В «Людмиле и Руслане» Мария и Марсель продолжают эту линию и соединяют концептуальные вещи с техническими требованиями. Исполнительница роли Людмилы, Дарья Бакшеева — актриса с сильным ощущением сценического присутствия, манкая и умеющая удержать на себе весь спектакль. Но она, при всех достоинствах — не профессиональная танцовщица. Об это «спотыкаются» многие пластические спектакли. Даже лучшие хореографы не могут превратить актеров в перформеров по объективным причинам вроде отсутствия телесной привычки.
Нуриевы грамотно распределили, что они могут сделать, а что требуется замаскировать. Жесты выстроены так, что в первую очередь взгляд «цепляется» за лицо Дарьи Бакшеевой, — а оно тонко и разнообразно меняется. У Нуриевых получилось поставить мимический танец. Вместо изощренных поз и раскованного тела здесь — мельчайшие перемены, отраженные на лице. Морщинки, округленные или зажмуренные глаза, оцепенение показывают, насколько тело и лицо как его часть «умнее» и отзывчивее слов.
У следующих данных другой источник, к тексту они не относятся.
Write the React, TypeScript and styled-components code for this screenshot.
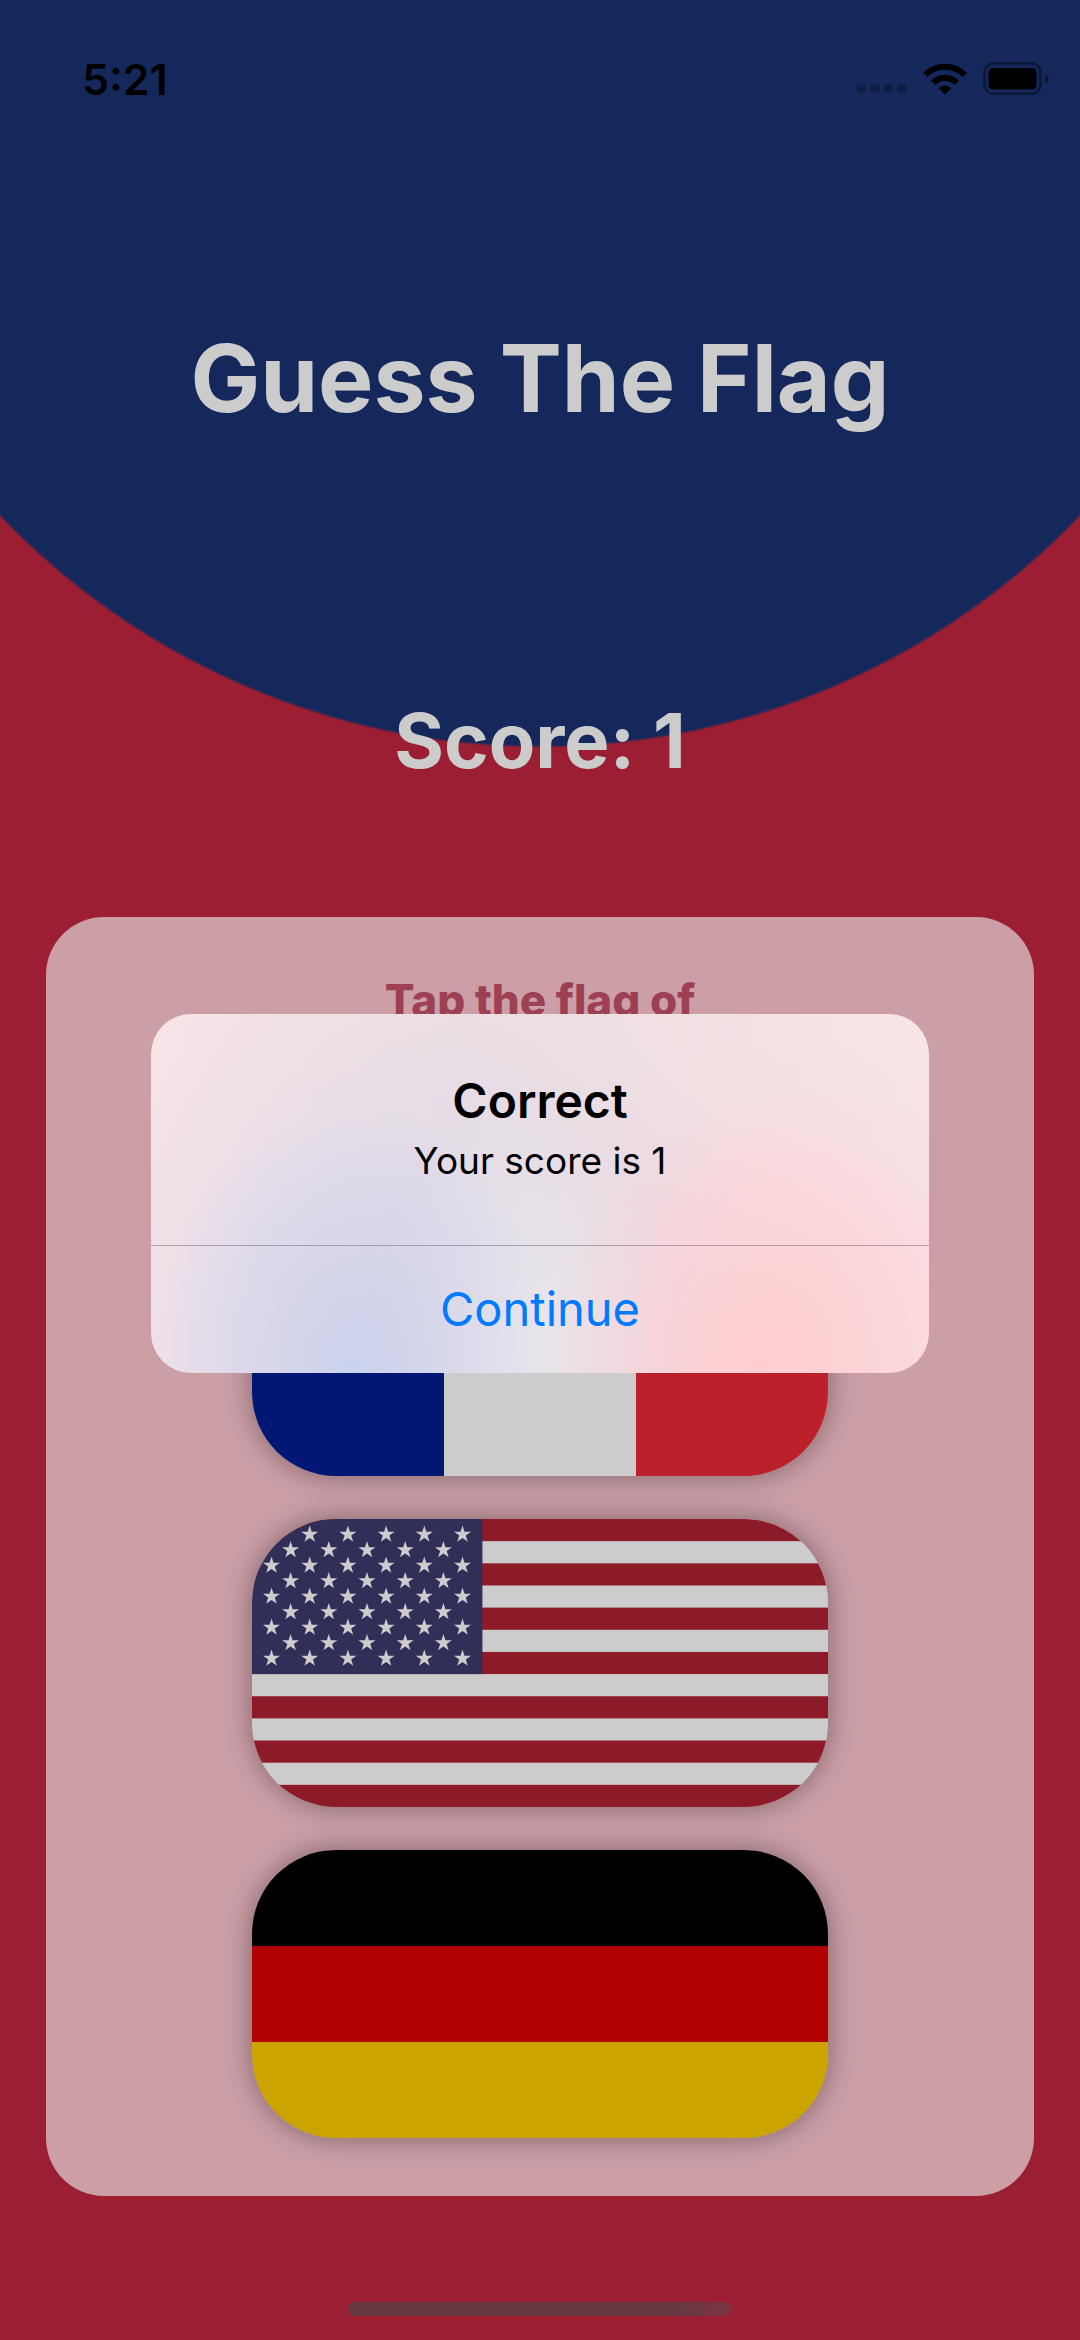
import React from "react";
import styled, { createGlobalStyle } from "styled-components";

const GlobalStyle = createGlobalStyle`
  * { box-sizing: border-box; }
  html, body, #root { min-height: 100%; }
  body {
    margin: 0;
    background: #c2253f;
    font-family: Inter, Roboto, "Liberation Sans", sans-serif;
  }
  h1, h2, p { margin: 0; }
`;

const Screen = styled.div`
  position: relative;
  display: flex;
  flex-direction: column;
  min-height: 100vh;
  overflow: hidden;
  background: radial-gradient(circle at 50% 0, #1a3373 0 745px, #c2263f 748px);
`;

const StatusBar = styled.header`
  display: flex;
  align-items: center;
  justify-content: space-between;
  height: 158px;
  padding: 0 30px 0 82px;
  color: #000;
`;

const Clock = styled.time`
  font-size: 43px;
  line-height: 48px;
  font-weight: 600;
`;

const StatusIcons = styled.div`
  display: flex;
  align-items: center;
  gap: 16px;
`;

const Main = styled.main`
  display: flex;
  flex: 1;
  flex-direction: column;
  align-items: center;
  padding: 0 46px;
  color: #fff;
`;

const Title = styled.h1`
  margin-top: 164px;
  font-size: 93px;
  line-height: 112px;
  font-weight: 700;
`;

const Score = styled.p`
  margin-top: 260px;
  font-size: 76px;
  line-height: 92px;
  font-weight: 700;
`;

const Card = styled.section`
  display: flex;
  flex-direction: column;
  align-items: center;
  width: 100%;
  margin-top: 131px;
  padding: 58px 0;
  border-radius: 58px;
  background: #ffc7d1;
`;

const Prompt = styled.h2`
  font-size: 44px;
  line-height: 50px;
  font-weight: 800;
  color: #c6516a;
`;

const FlagList = styled.div`
  display: flex;
  flex-direction: column;
  gap: 43px;
  margin-top: 163px;
`;

const FlagButton = styled.button`
  display: block;
  width: 576px;
  height: 288px;
  padding: 0;
  border: 0;
  border-radius: 84px;
  overflow: hidden;
  background: none;
  box-shadow: 0 0 28px rgba(0, 0, 0, 0.38);

  svg { display: block; width: 100%; height: 100%; }
`;

const HomeIndicator = styled.div`
  width: 384px;
  height: 14px;
  margin: 106px auto 24px;
  border-radius: 7px;
  background: linear-gradient(90deg, #804850 85%, #9c4152);
`;

const Scrim = styled.div`
  position: absolute;
  inset: 0;
  display: flex;
  align-items: center;
  justify-content: center;
  padding-top: 46px;
  background: rgba(0, 0, 0, 0.2);
`;

const Dialog = styled.div`
  width: 778px;
  max-width: calc(100% - 32px);
  border-radius: 40px;
  overflow: hidden;
  text-align: center;
  color: #000;
  background:
    radial-gradient(ellipse 210px 270px at 26% 100%, #cbd2ed, rgba(205, 210, 236, 0.5) 45%, rgba(208, 212, 236, 0)),
    radial-gradient(ellipse 220px 270px at 78% 100%, #ffcdd0, rgba(255, 206, 209, 0.5) 45%, rgba(255, 208, 211, 0)),
    radial-gradient(ellipse 150px 260px at 49% 95%, #e9e7ec, rgba(233, 231, 236, 0)),
    radial-gradient(ellipse 370px 400px at 34% 85%, rgba(217, 215, 233, 0.9), rgba(232, 224, 232, 0)),
    radial-gradient(ellipse 320px 300px at 80% 90%, rgba(252, 208, 212, 0.8), rgba(250, 218, 221, 0)),
    linear-gradient(90deg, #f8e5e8, #efe0e3 40%, #f0e0e2 60%, #f8e5e8);
`;

const Message = styled.div`
  display: flex;
  flex-direction: column;
  gap: 6px;
  padding: 58px 44px 59px;
`;

const DialogTitle = styled.h2`
  font-size: 48px;
  line-height: 58px;
  font-weight: 600;
`;

const DialogText = styled.p`
  font-size: 37px;
  line-height: 50px;
`;

const DialogButton = styled.button`
  display: block;
  width: 100%;
  height: 128px;
  padding: 0;
  border: 0;
  border-top: 1px solid rgba(60, 40, 70, 0.34);
  background: none;
  font: inherit;
  font-size: 47px;
  line-height: 58px;
  color: #007aff;
`;

const SignalIcon = () => (
  <svg width="50" height="32" viewBox="0 0 50 32" fill="#000" opacity="0.25" aria-hidden="true">
    {[0, 13.5, 27, 40.5].map((x) => (
      <rect key={x} x={x} y="21" width="9" height="9" rx="3" />
    ))}
  </svg>
);

const WifiIcon = () => (
  <svg width="44" height="32" viewBox="0 0 44 32" fill="none" stroke="#000" strokeWidth="6.2" aria-hidden="true">
    <path d="M2.4 11.9A27.7 27.7 0 0 1 41.6 11.9" />
    <path d="M10.2 19.7A16.7 16.7 0 0 1 33.8 19.7" />
    <path d="M15.6 25.1A9 9 0 0 1 28.4 25.1L22 31.6Z" fill="#000" stroke="none" />
  </svg>
);

const BatteryIcon = () => (
  <svg width="67" height="34" viewBox="0 0 67 34" aria-hidden="true">
    <rect x="1.4" y="1.4" width="56.2" height="30.2" rx="9" fill="none" stroke="#000" strokeOpacity="0.4" strokeWidth="2.6" />
    <rect x="5.5" y="6" width="48" height="21.5" rx="4.5" />
    <path d="M62 11.5C67 13.5 67 20 62 22Z" fillOpacity="0.45" />
  </svg>
);

const FranceFlag = () => (
  <svg viewBox="0 0 576 288" aria-hidden="true">
    <rect width="192" height="288" fill="#001f92" />
    <rect x="192" width="192" height="288" fill="#fff" />
    <rect x="384" width="192" height="288" fill="#ea2836" />
  </svg>
);

const STAR = "M0-9 2.02-2.78 8.56-2.78 3.27 1.06 5.29 7.28 0 3.44-5.29 7.28-3.27 1.06-8.56-2.78-2.02-2.78Z";
const STRIPE = 288 / 13;

const stars = Array.from({ length: 9 }, (_, row) =>
  Array.from({ length: row % 2 ? 5 : 6 }, (_, col) => ({
    x: 19.5 + col * 38.2 + (row % 2 ? 19.1 : 0),
    y: 15.5 + row * 15.5,
  })),
).flat();

const UsaFlag = () => (
  <svg viewBox="0 0 576 288" aria-hidden="true">
    <rect width="576" height="288" fill="#fff" />
    {[0, 2, 4, 6, 8, 10, 12].map((i) => (
      <rect key={i} y={i * STRIPE} width="576" height={STRIPE} fill="#b02131" />
    ))}
    <rect width="230.4" height={STRIPE * 7} fill="#3c3b6e" />
    {stars.map(({ x, y }) => (
      <path key={`${x}-${y}`} d={STAR} transform={`translate(${x} ${y})`} fill="#fff" />
    ))}
  </svg>
);

const GermanyFlag = () => (
  <svg viewBox="0 0 576 288" aria-hidden="true">
    <rect width="576" height="96" fill="#000" />
    <rect y="96" width="576" height="96" fill="#dc0000" />
    <rect y="192" width="576" height="96" fill="#ffcd00" />
  </svg>
);

export default function App() {
  return (
    <>
      <GlobalStyle />
      <Screen>
        <StatusBar>
          <Clock>5:21</Clock>
          <StatusIcons>
            <SignalIcon />
            <WifiIcon />
            <BatteryIcon />
          </StatusIcons>
        </StatusBar>
        <Main>
          <Title>Guess The Flag</Title>
          <Score>Score: 1</Score>
          <Card>
            <Prompt>Tap the flag of</Prompt>
            <FlagList>
              <FlagButton aria-label="France"><FranceFlag /></FlagButton>
              <FlagButton aria-label="United States"><UsaFlag /></FlagButton>
              <FlagButton aria-label="Germany"><GermanyFlag /></FlagButton>
            </FlagList>
          </Card>
        </Main>
        <HomeIndicator />
        <Scrim>
          <Dialog role="alertdialog" aria-modal="true" aria-labelledby="alert-title" aria-describedby="alert-text">
            <Message>
              <DialogTitle id="alert-title">Correct</DialogTitle>
              <DialogText id="alert-text">Your score is 1</DialogText>
            </Message>
            <DialogButton>Continue</DialogButton>
          </Dialog>
        </Scrim>
      </Screen>
    </>
  );
}
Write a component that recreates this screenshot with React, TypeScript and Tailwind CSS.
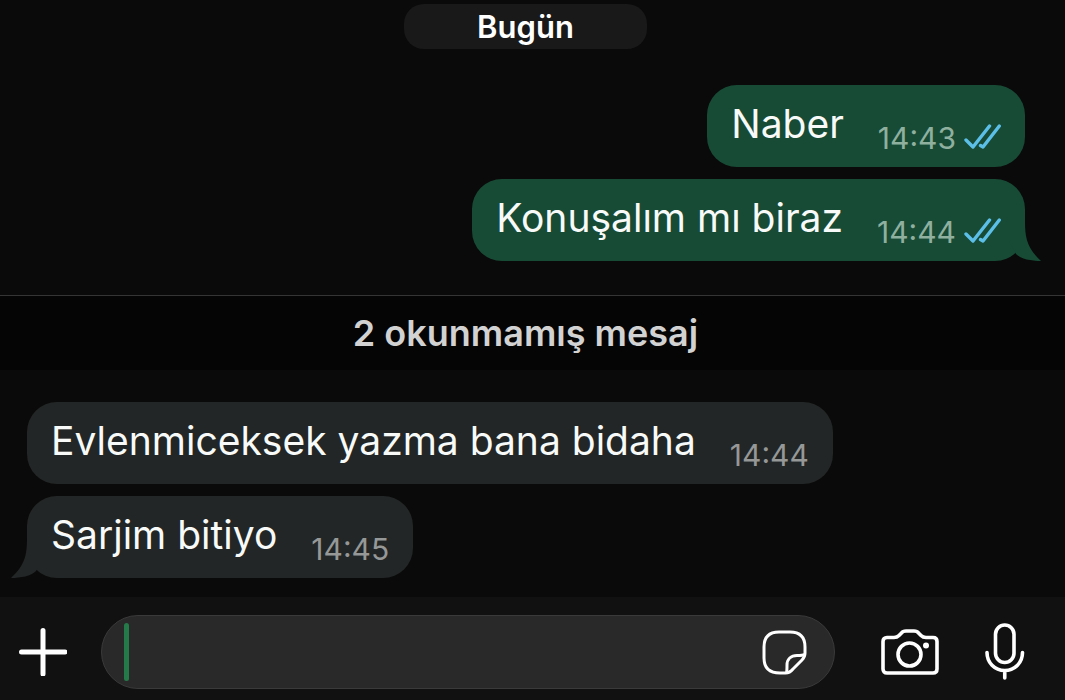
import { useState } from 'react';
import clsx from 'clsx';

type Message = {
  id: number;
  text: string;
  time: string;
  mine?: boolean;
  tail?: boolean;
};

const readMessages: Message[] = [
  { id: 1, text: 'Naber', time: '14:43', mine: true },
  { id: 2, text: 'Konuşalım mı biraz', time: '14:44', mine: true, tail: true },
];

const unreadMessages: Message[] = [
  { id: 3, text: 'Evlenmiceksek yazma bana bidaha', time: '14:44' },
  { id: 4, text: 'Sarjim bitiyo', time: '14:45', tail: true },
];

function Ticks() {
  return (
    <svg className="h-7 w-[37px]" viewBox="0 0 37 28" fill="none" stroke="#5bbfe8" strokeWidth="3.4" strokeLinecap="round" strokeLinejoin="round">
      <path d="M2 16 9 23 25.500 2" />
      <path d="M16.500 21.500 19 23 35.300 2" />
    </svg>
  );
}

function Tail({ mine }: { mine?: boolean }) {
  return (
    <svg
      className={clsx('absolute bottom-0 h-10 w-8', mine ? '-right-4 text-[#174b36]' : '-left-4 -scale-x-100 text-[#232626]')}
      viewBox="0 0 32 40"
      fill="currentColor"
    >
      <path d="M16 0C16 17 18 27 32 40C22 40 12 38 7 33L0 20V0Z" />
    </svg>
  );
}

function Bubble({ message }: { message: Message }) {
  const { text, time, mine, tail } = message;
  return (
    <li
      className={clsx(
        'relative flex h-[82px] items-start gap-[34px] rounded-[30px] px-6',
        mine ? 'self-end bg-[#174b36]' : 'self-start bg-[#232626]'
      )}
    >
      {tail && <Tail mine={mine} />}
      <p className="relative pt-4 text-[39px] leading-[46px] text-[#f7faf8]">{text}</p>
      <div className="relative flex items-center gap-2 pt-9">
        <time className={clsx('text-[30px] leading-[34px]', mine ? 'text-[#8fb09f]' : 'text-[#969898]')}>{time}</time>
        {mine && <Ticks />}
      </div>
    </li>
  );
}

export default function App() {
  const [draft, setDraft] = useState('');

  return (
    <div className="flex min-h-screen flex-col bg-[#0a0a0a] font-['Inter','Liberation_Sans',sans-serif]">
      <main className="flex grow flex-col">
        <div className="flex justify-center pt-1 pr-[14px]">
          <h2 className="w-[243px] rounded-[20px] bg-[#191919] text-center text-[31px] leading-[45px] font-semibold text-white">
            Bugün
          </h2>
        </div>

        <ul className="flex flex-col gap-3 pt-9 pr-10 pb-[34px] pl-[27px]">
          {readMessages.map((m) => (
            <Bubble key={m.id} message={m} />
          ))}
        </ul>

        {/* Unread separator */}
        <div className="border-t border-[#353535] bg-[#050505] pr-[14px] text-center text-[36px] leading-[74px] font-semibold text-[#d2d2d2]">
          2 okunmamış mesaj
        </div>

        <ul className="flex flex-col gap-3 pt-8 pr-10 pb-[18px] pl-[27px]">
          {unreadMessages.map((m) => (
            <Bubble key={m.id} message={m} />
          ))}
        </ul>
      </main>

      {/* Composer */}
      <form className="flex items-center bg-[#111111] pt-[18px] pr-10 pb-[11px] pl-[19px]" onSubmit={(e) => e.preventDefault()}>
        <button type="button" aria-label="Ekle">
          <svg className="size-12" viewBox="0 0 48 48" stroke="white" strokeWidth="5" strokeLinecap="round">
            <path d="M24 2.5V46M2.500 24H46" />
          </svg>
        </button>

        <div className="ml-[34px] flex h-[74px] min-w-0 flex-1 items-center rounded-full border border-[#3a3a3a] bg-[#292929] pr-[27px] pl-[22px]">
          <span className="h-[58px] w-[5px] shrink-0 rounded-full bg-[#257a4a]" />
          <input
            type="text"
            aria-label="Mesaj"
            value={draft}
            onChange={(e) => setDraft(e.target.value)}
            className="min-w-0 flex-1 bg-transparent px-2 text-[39px] text-white caret-[#257a4a] outline-none"
          />
          <button type="button" aria-label="Çıkartma">
            <svg className="size-[45px]" viewBox="0 0 45 45" fill="none" stroke="white" strokeWidth="3" strokeLinejoin="round">
              <path d="M23.5 43H18C7 43 2 38 2 28V17C2 7 7 2 17 2H28C38 2 43 7 43 17V23C43 26 42 28 40 30L31 39C29 41.5 27 43 23.5 43Z" />
              <path d="M24.5 43C25 41 25 38 25 35C25 29 29 25.500 35 25.500C38 25.500 41 25.500 42.500 24.500" />
            </svg>
          </button>
        </div>

        <button type="button" aria-label="Kamera" className="ml-[46px]">
          <svg className="h-[46px] w-[58px]" viewBox="0 0 58 46" fill="none" stroke="white" strokeWidth="3.6" strokeLinejoin="round">
            <path d="M6 8.500H13C15 8.500 16.500 8 18 6.500L20.500 4C21.500 2.500 23 2 25 2H33C35 2 36.500 2.500 37.500 4L40 6.500C41.500 8 43 8.500 45 8.500H52C54.500 8.500 56 10 56 12.500V40C56 42.500 54.500 44 52 44H6C3.500 44 2 42.500 2 40V12.500C2 10 3.500 8.500 6 8.500Z" />
            <circle cx="28.500" cy="25.500" r="11.500" />
            <circle cx="45" cy="16.500" r="3" fill="white" stroke="none" />
          </svg>
        </button>

        <button type="button" aria-label="Sesli mesaj" className="ml-[46px]">
          <svg className="h-[58px] w-10" viewBox="0 0 40 58" fill="none" stroke="white" strokeWidth="3.6" strokeLinecap="round">
            <rect x="10.500" y="2" width="18.500" height="37.500" rx="9.250" />
            <path d="M2 29.500C2 39.500 9.500 47.500 19.750 47.500S37.500 39.500 37.500 29.500M19.750 47.500V55" />
          </svg>
        </button>
      </form>
    </div>
  );
}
То, на что пришлось бы потратить огромный монолог, легко суммирует быстрый движенческий штрих.
Это дополняет подробная проработка «бытовых» жестов. Каждое движение, будь то поворот головы, бросок, ощупывание пространства руками или мучительная судорога, сковавшая кисть, сделаны лаконично и настолько точно, что замечаешь скорость, амплитуду, силу сжатия или напряжение мускулов. Бакшеева не танцует в конвенциональном смысле, но она сверхорганизованно двигается, передает так эмоциональные перепады — а хореография в одной из дефиниций и есть художественно организованное движение.
«Людмила и Руслан» — хороший пример, как драма и танец могут выгодно дополнять друг друга, поделиться лучшими чертами. От «разговорного театра» здесь — акцент на актерское мастерство и внятный рассказ истории под определенным углом. От танца — умение регистрировать малейшие эмоциональные изменения и лаконично их отражать, вкус к визуальным метафорам и доверие телу как медиуму и источнику идей. Учитывая, насколько литературный источник, поэма Пушкина, «стерлась» сама по себе за годы в школьной программе, мысль лишить ее самой заезженной части — слов — и обратиться к более глубоким смыслам при помощи пластики, — и логичная, и новая, и удачная.